In my mind, I only considered the first 2 kinds of errors as bugs, and qualified the last as something else, perhaps for the reason that only the programmer may really know the intent behind a program's implementation.

One of the goals when designing a programming language is to help reduce the occurrence of bugs. The main strategy is to turn bugs of the first kind (semantic) into bugs of the second kind (syntactic), or at least that is my understanding.

Concretely, with a powerful enough type system, one may express expected properties of a program using the provided syntax, and let the compiler validate these claims using only formal rules.

This is a slightly above my pay grade, so take it with a bit salt.

Type systems in general reject some programs as invalid, but this claim is usually made with powerful type systems in mind; think Haskell, Idris, Rust. I only played with these casually, but it is true that you can write some code, and then let yourself be guided by compiler in fixing all the errors.
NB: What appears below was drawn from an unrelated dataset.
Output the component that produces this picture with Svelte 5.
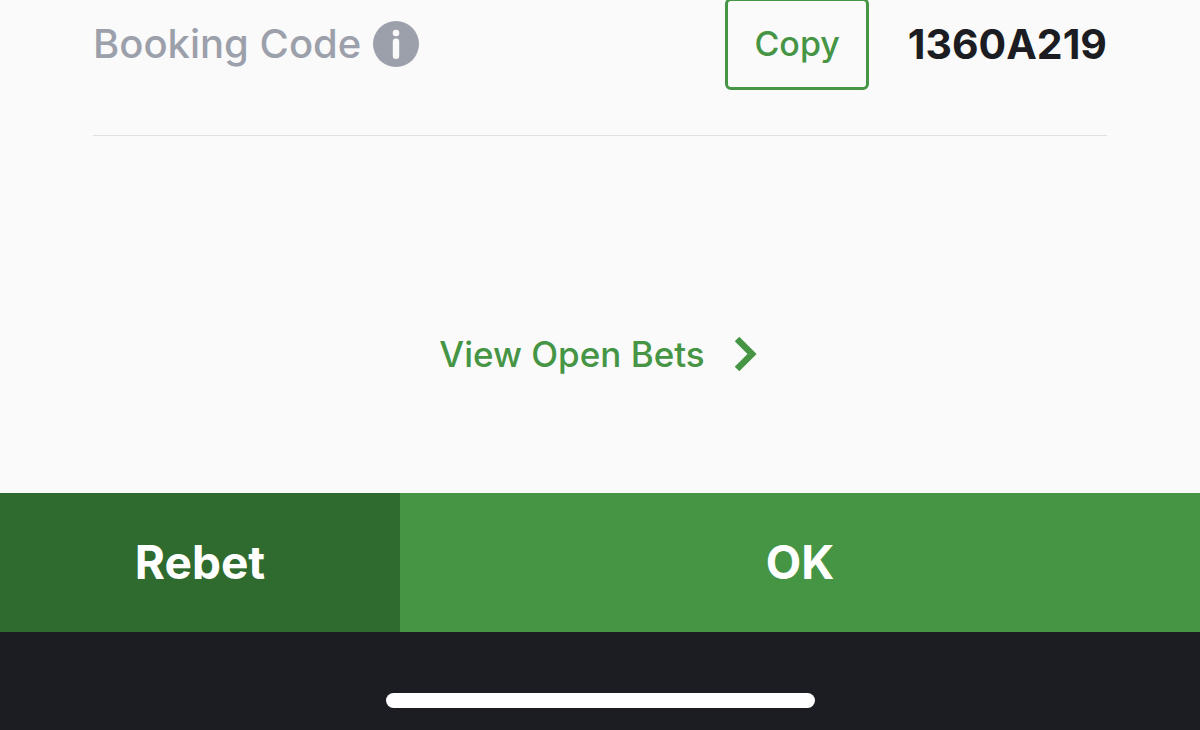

It's often the case that the resulting program just works.

Rust's borrow checker is a part of its type system, based on some flavor of linear types if I remember correctly. Think about it: the type system can protect you from double frees. This is powerful.

In Haskell, for starters, you can't do any side effects outside of IO monad. You can express precisely what a given function is allowed to do.

In dependently-typed languages you can express that, for example, a function concatenating lists of length n and m returns a list of length n + m.

And aside from these above there is a lot of other, less magical things: no nulls, exhaustiveness checks for ADTs, some focus on immutability, lack of exceptions, and so on.

Now, I doubt we are all going to write Idris in five years, and even there bugs do happen obviously. But the idea compiles==works is not entirely out of this world.

Thank you, that's exactly what I had in mind when speaking about strongly typed languages. I don't think I could have presented it in a better way.